A snatch of absurd conversation, some stoned nonsense … transformed into poetry pretty much by being excised from their original context and put on these pages. Not so much cut-up as cut and paste. Don’t misunderstand me, I’m not saying they’re terrible poems. On the contrary. For some of them, though, it feels as if you had to be there. That is, to really understand a lot of the earlier poems you probably have to have been around, when Pam Brown was performing in cabaret, making movies, hanging out with a particular creative crowd. (I wasn’t.) Kate Jennings’s introduction tells us that this volume is, ‘a fever chart, an ecg of the times when the new feminism demolished the geography in our heads, blew up the bridges of retreat, and mined the way forward.’ If so, the instrument recording the chart is no mechanical transcriber. The poetry is in the selection, in choosing which fragments of  those times to record, which will retain their fragrance when replanted.

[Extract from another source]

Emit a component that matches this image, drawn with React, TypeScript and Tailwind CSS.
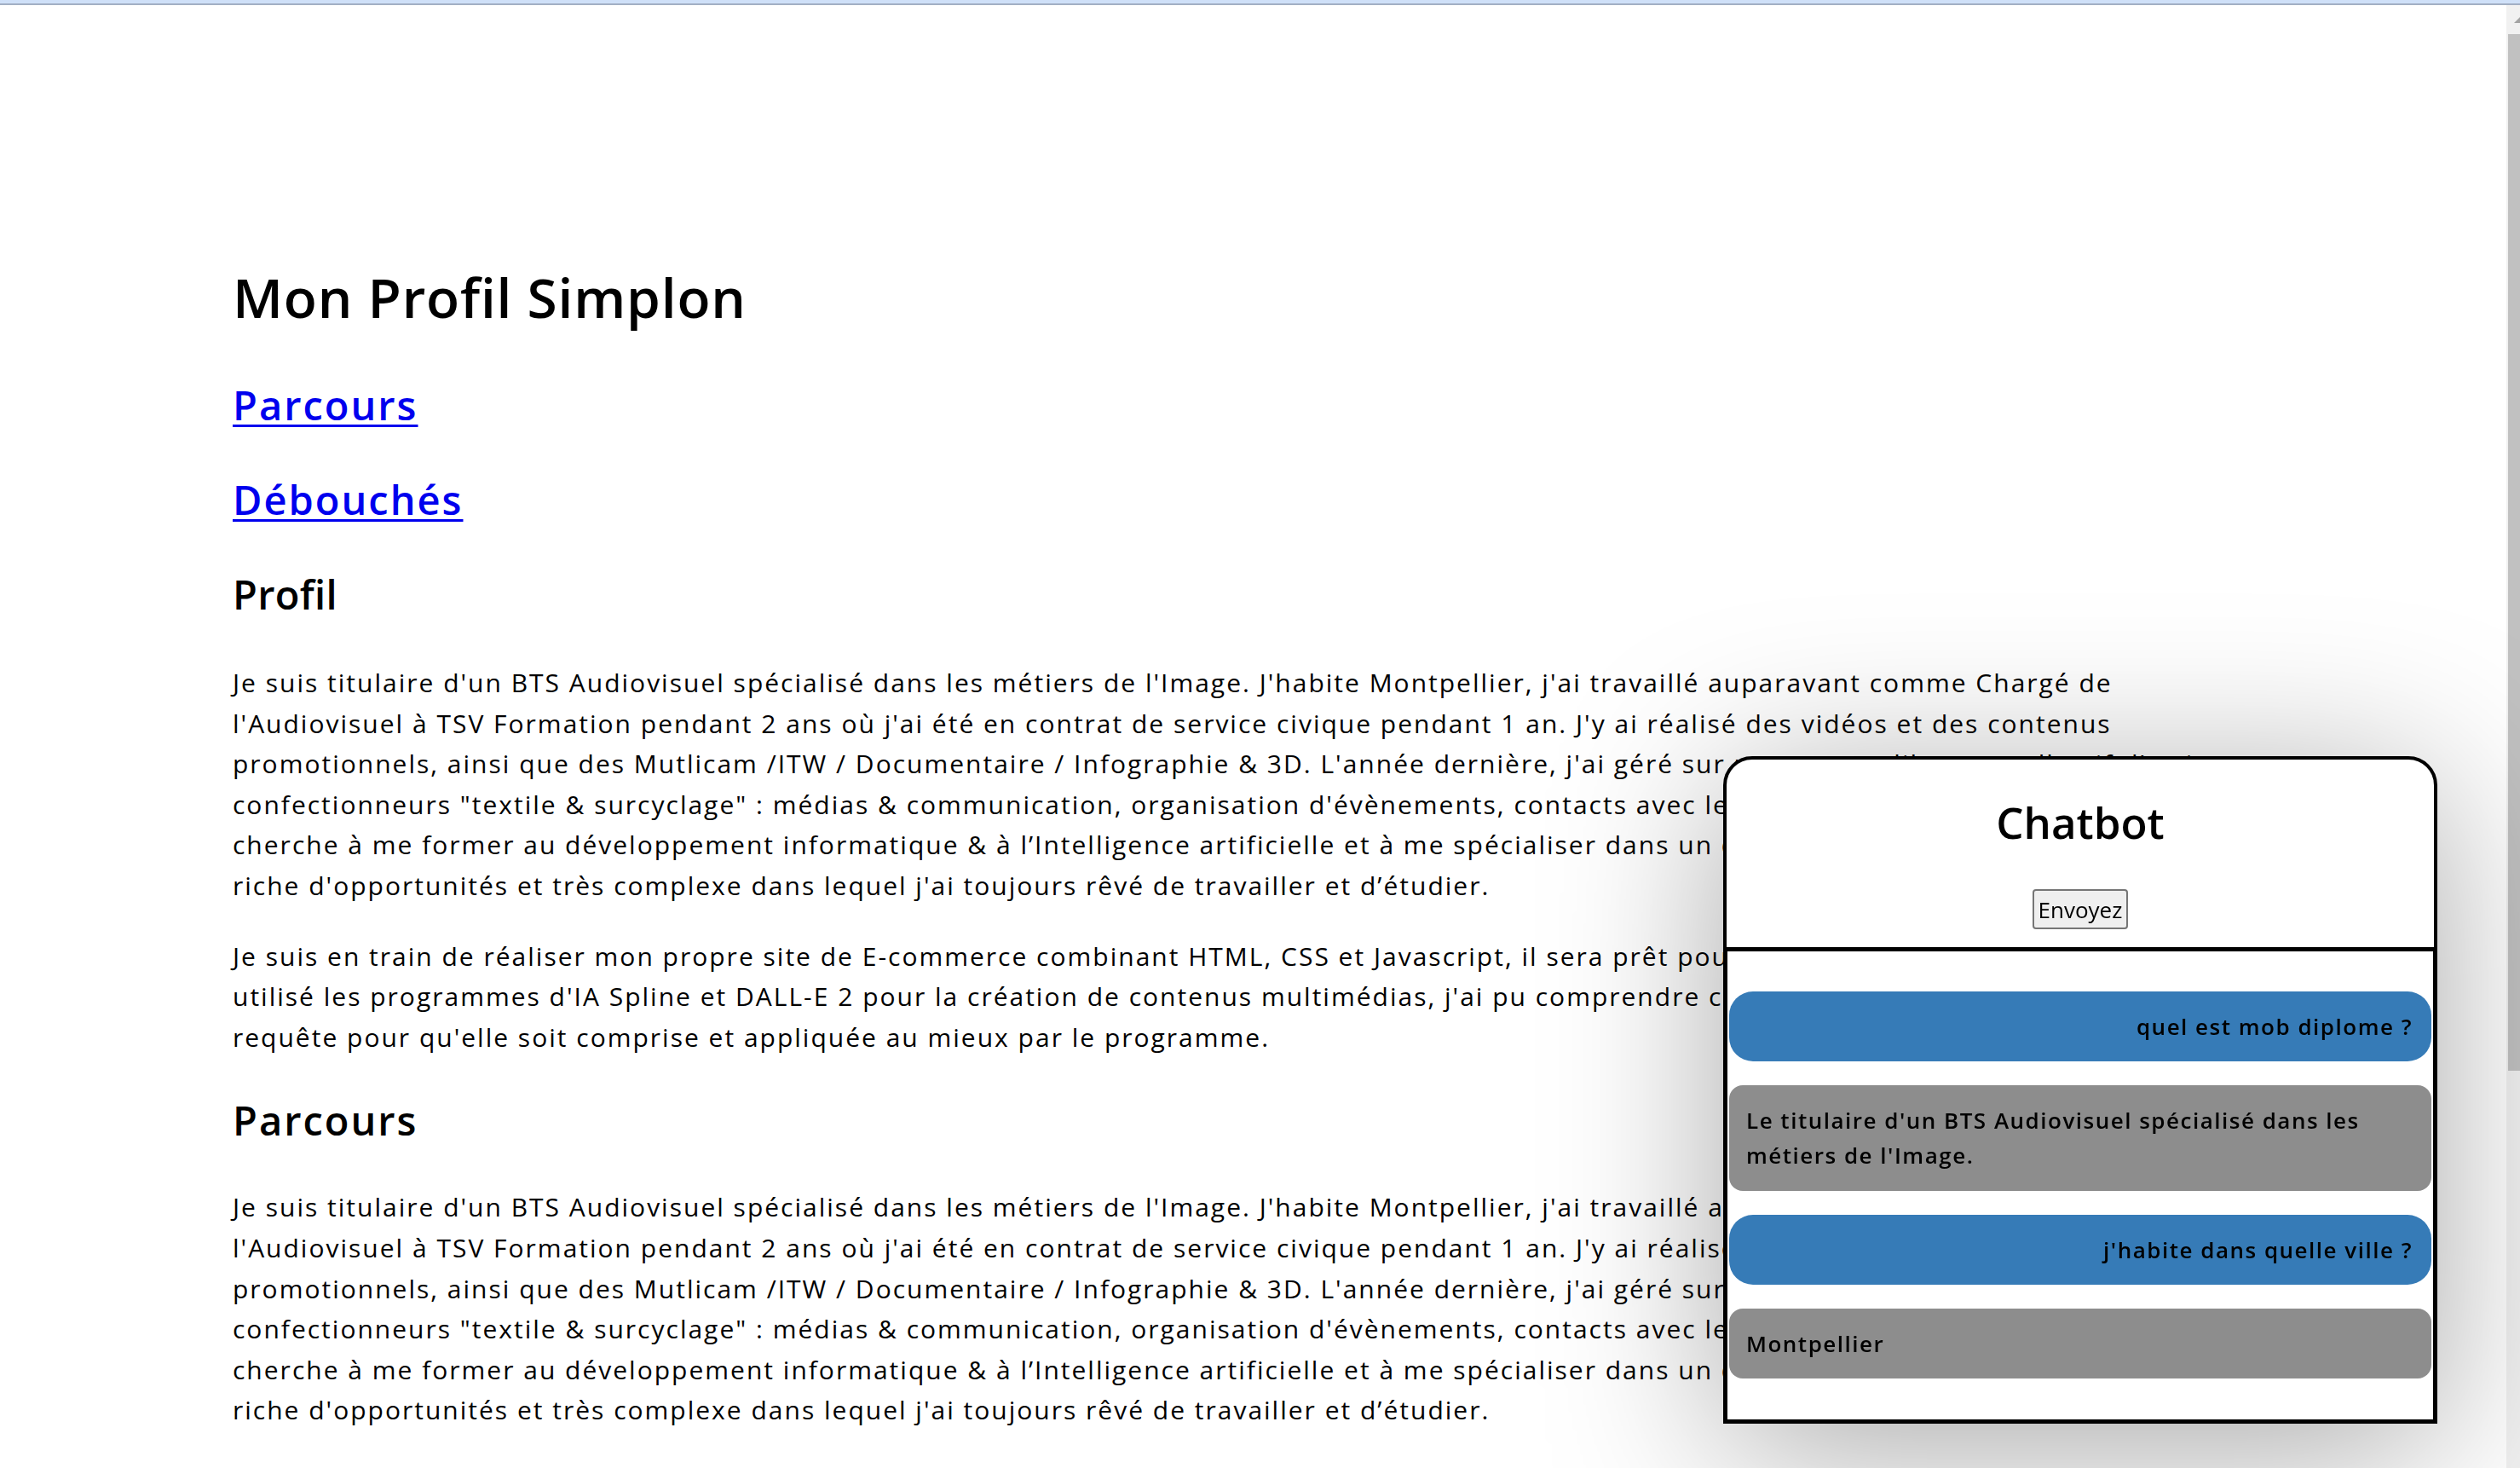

By the end of the decade, possibly because there’s less coke on the stoop, things are much more intelligible. There are some intensely personal pieces about / growing out of / feeding into relationships, but there are still those oddly banal moments, there for no obvious reason, but catching something, some whiff of the times, like the end of ‘Drought’:

so i drank
oomineral water
ooootried two
ooooooredhead
oooooooomatch tricks
solved them both

There’s much more to these poems than this, of course, but it’s a feature of PB’s work that has persisted over the decades. There’s an excellent conversation between her and John Kinsella in Jacket 22, where she talks very interestingly about her practice. This book is out of print (well, what do you expect, it’s poetry and published 26 years ago?), but her 2003 book Dear Deliria includes a handful of the same poems.